The majority further attempts to distinguish Appellant from the Davenport defendant by arguing that “Allen was not in possession of a weapon at the time of arrest.” Nonetheless, part of the basis for Appellant's PFO conviction was that he was previously convicted of being a felon in possession of a firearm—a fact which the trial judge was aware of when he determined that Appellant would be excluded from bench conferences. Putting aside value judgments on the relative dangerousness of Appellant, evidence of Appellant's threats, possession of firearms, and prior escape from custody established an adequate basis for the trial judge to determine Appellant presented legitimate security concerns.
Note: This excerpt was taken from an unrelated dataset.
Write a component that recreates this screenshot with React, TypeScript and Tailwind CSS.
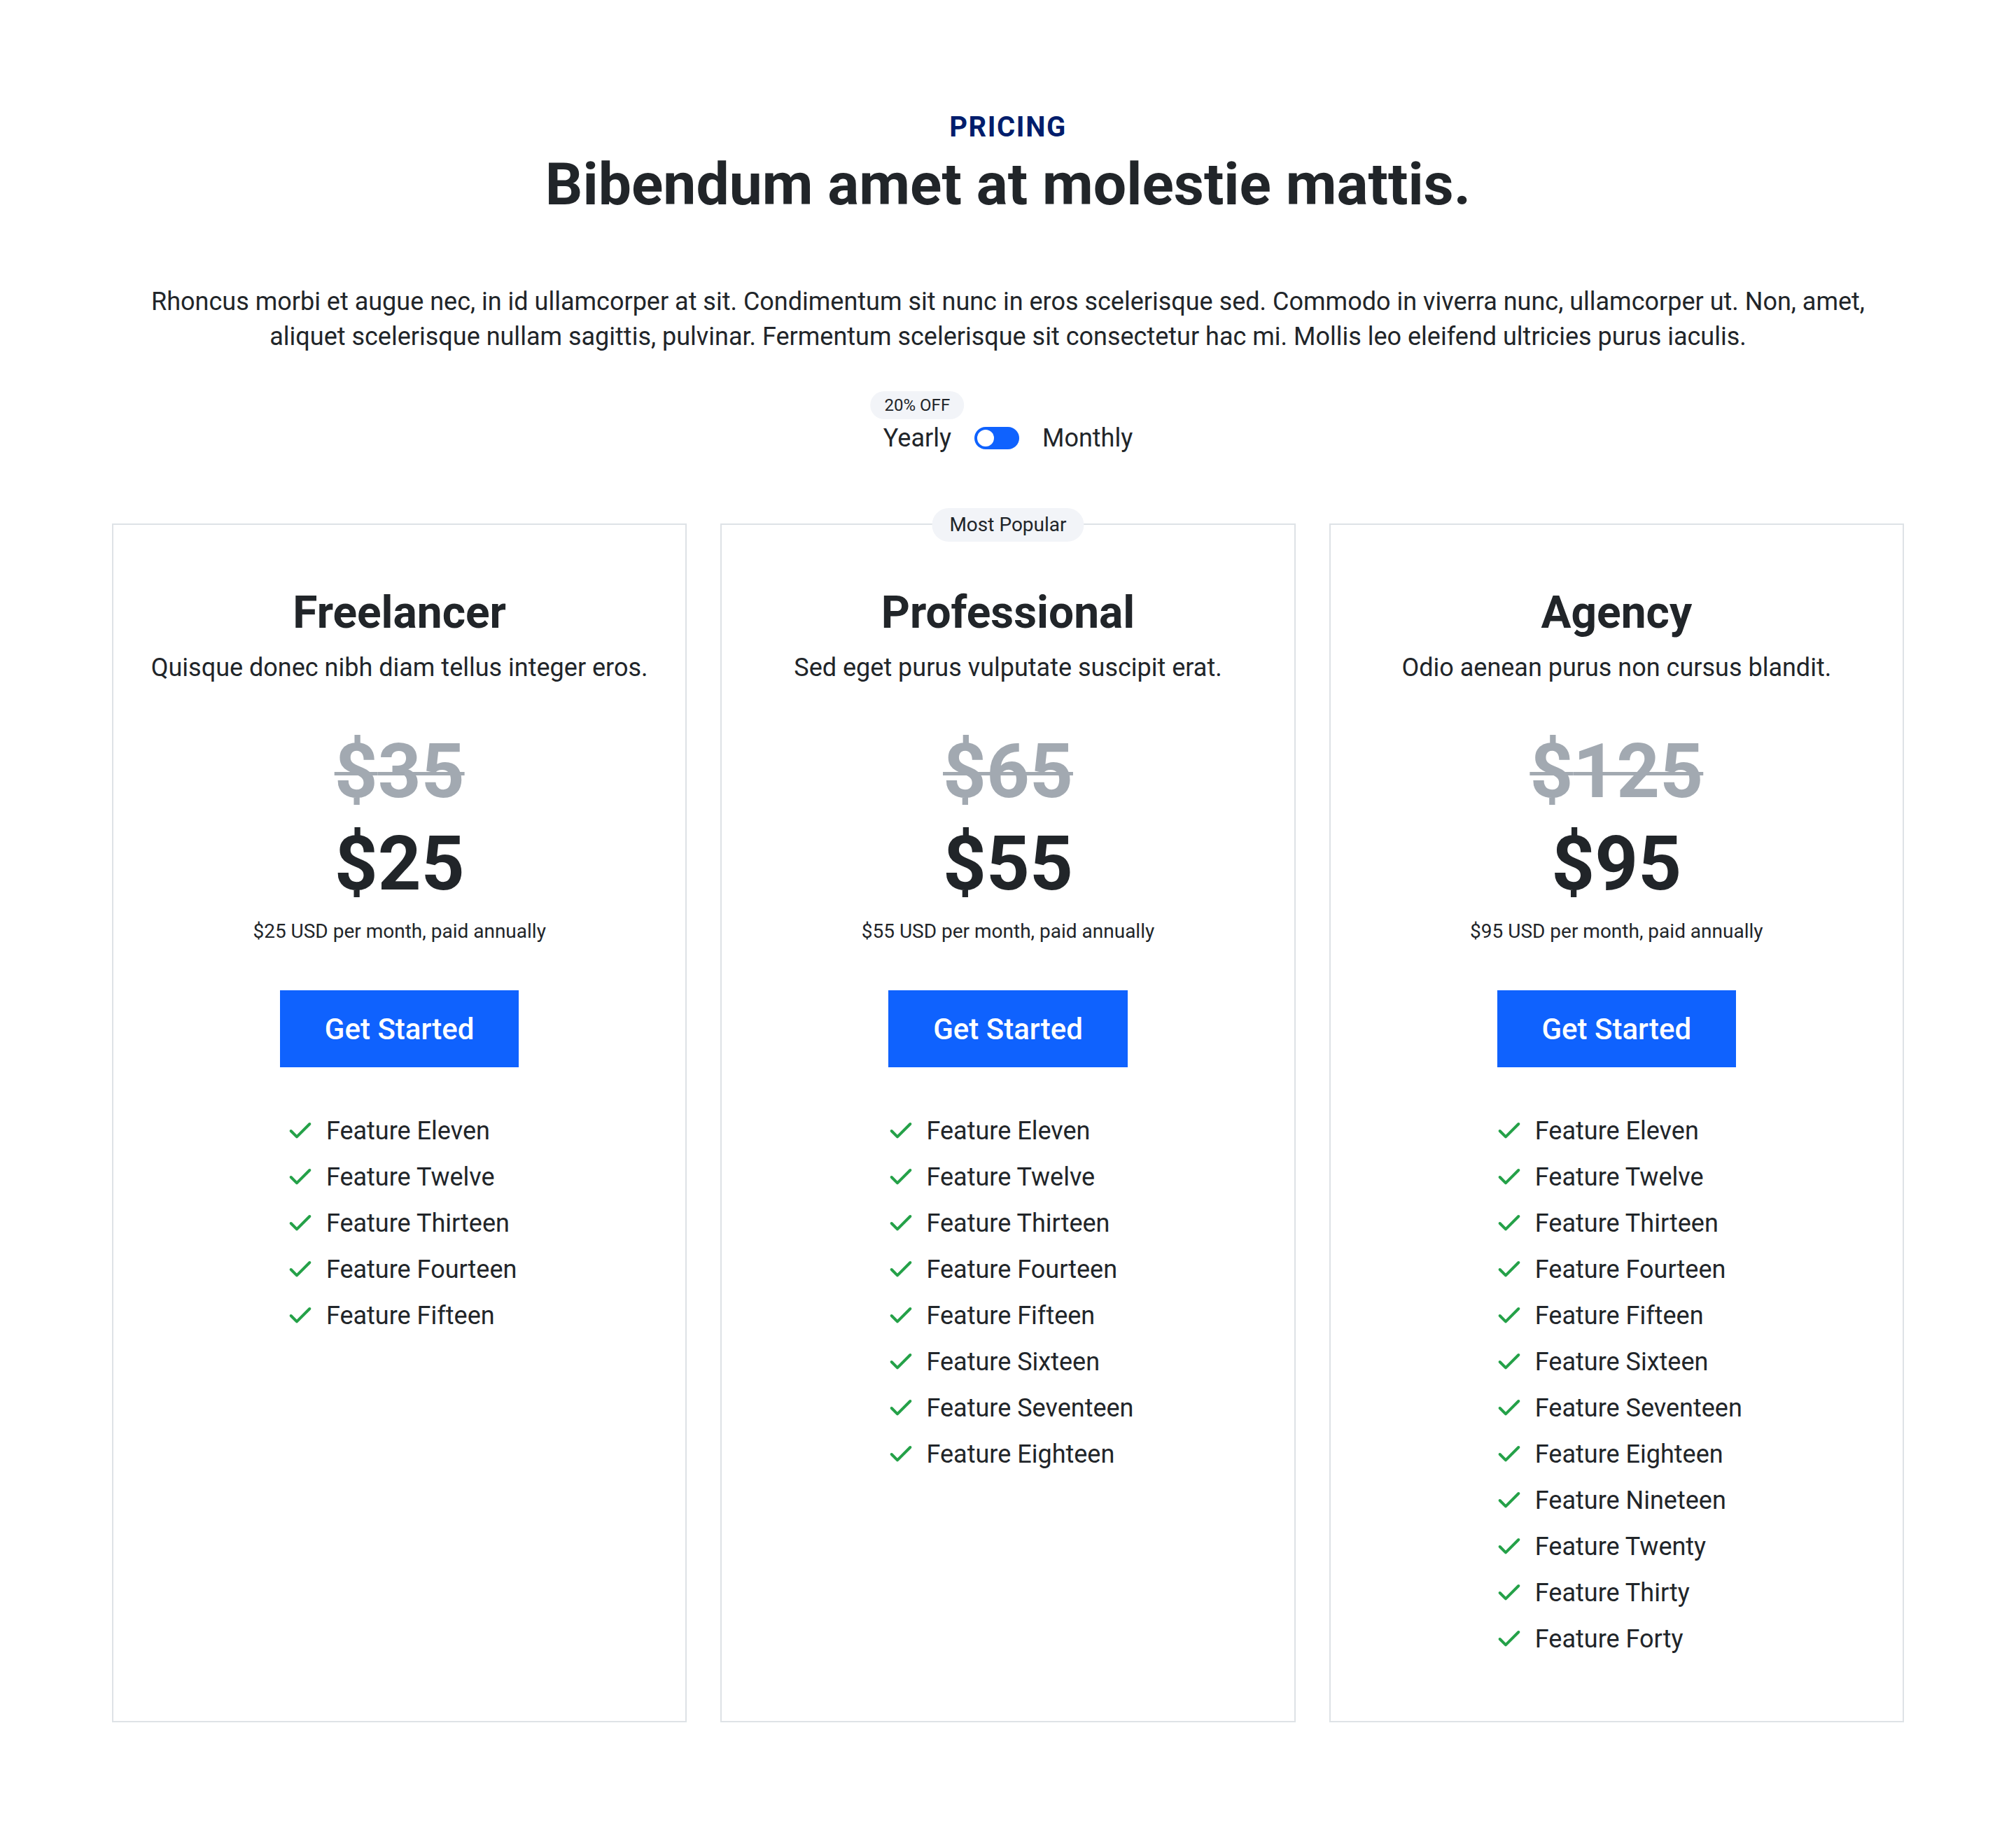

Because I believe that an exclusion from bench conferences must be looked at in the context of the trial and parties as a whole, I disagree with the majority that Appellant's right to be represented at critical stages of the proceeding was violated. The trial court was in the best position to determine how to balance the defendant's Sixth Amendment rights against the integrity of the proceedings and courtroom security concerns.
As I believe the trial judge did not abuse his discretion in ruling that Appellant would be excluded from bench conferences, I would uphold Appellant's convictions. Thus, I respectfully dissent.
Opinion of the Court by Chief Justice MINTON.
All sitting. ABRAMSON, KELLER, NOBLE, and VENTERS, JJ., concur.SCOTT, J., dissents by separate opinion in which CUNNINGHAM, J., joins.CUNNINGHAM, J., joins.